Longtime KU band director to step off the field, will remain teaching

Robert Foster may be stepping down as director of bands at Kansas University, but he is not putting his baton to rest.

He will continue to conduct and teach.

“I am not retiring,” said Foster, who has been at KU for 31 years. “I will continue to teach music education classes and be part of the faculty and community. I will still do (Lawrence) City Band on Wednesdays and Summer Concert Band on Tuesdays.”

The change in Foster’s duties will take place at the end of this semester. John Lynch, who teaches at Northwestern University in Evanston, Ill., is expected to step into the director of bands’ shoes.

Building a program

Foster grew up in Texas in a family that valued music. His father was a high school band and choir director.

Foster graduated from the University of Texas with a bachelor’s degree and started teaching music at a junior high in Austin, Tex. He moved to Houston and earned a master’s degree at the University of Houston. He was hired as associate director of bands and trumpet instructor at the University of Florida, where he worked for seven years before coming to KU in the summer of 1971.

When he arrived at the University of Florida, there were 120 students in the band and he had two trumpet students.
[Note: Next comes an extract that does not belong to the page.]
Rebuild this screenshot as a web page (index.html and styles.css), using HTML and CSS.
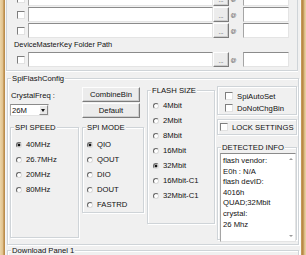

When he left, the band had 240 members and his trumpet student roster had climbed to 27.

“I came to KU from a larger band program,” he said.

Foster remembers what the KU band program was like when he arrived on the Hill: a 120-piece all-male marching band, a symphonic band that met only in the spring, a concert band that began after the football season and a men’s basketball band.

Today there are three concert bands, a marching band, a wind ensemble, three large jazz ensembles, seven jazz combos, men’s and women’s basketball bands and other groups. The bands are made up of music and nonmusic majors.

“There were over 600 students two years ago in the band program,” he said. “There was under 200 when I got here.”

Foster said his first goals at KU were to build a college band program with a large marching band and concert band; to establish a jazz program that would prepare students to get jobs as musicians; and to foster higher-quality performances by the bands.

“If you count the pep bands and basketball bands, the students do over 120 performances in nine months,” he said.

Thomas Stidham, KU associate director of bands, was introduced to Foster in 1964, when he was a graduate assistant and Foster was a music professor at the University of Florida.

“I can’t say how much he’s meant to me and this (KU) program,” Stidham said. “I think where this program was  the successes he’s guided us through are sensational. The general overall leadership he had was a guiding light in all of this, and he has had a vision in where he wanted us to go.”

Measuring success

Foster said he has many fond memories from his three decades as director of bands, including five trips to football bowl games, a trip to the 1988 Final Four basketball tournament and tours to Japan, Amsterdam and London.

“We’ve had some great halftime shows,” he said, recalling when Baby Jay was hatched from a huge blue egg 30 years ago on the football field in Memorial Stadium. “And we’ve had some appearances with great artists.”

Over the years, KU students have performed with Allen Vizzutti, composer and trumpet player; Gary Foster, KU alumnus and woodwinds player; Armando Ghitalla, trumpet, the Boston Symphony; Joe Alessi, trombone, the New York Philharmonic; Barry Tuckwell, horn, the London Philharmonic; Knud Hovaldt, trumpet, the Royal Danish Philharmonic Orchestra; and conductors Sir Vivian Dunn, Frederick Fennell, Col. Arnald Gabriel, Col. John Bourgeois and Francis McBeth.

Foster said he understands the all-consuming commitment that KU basketball coach Roy Williams has for his program because he felt a similar dedication to the university’s band program.

“The commitment I’ve had to the KU bands is like being married,” he said. “It’s a matter of working on it seven days a week, from the time you wake up to the time you go to bed. You can’t function on the highest level without that kind of commitment.”

Like with his own father, Foster’s love of music has rubbed off on his children. Rob plays trumpet and is director of bands at Haskell Indian Nations University and Eudora High School. Randy, a senior at KU, is a mobile DJ and plays trumpet. Becky, who lives in St. Louis and works as a designer for an architecture company, plays the oboe.

“If anyone wants to measure the last 30 years,” Foster said, “I hope they measure the good things that happened.”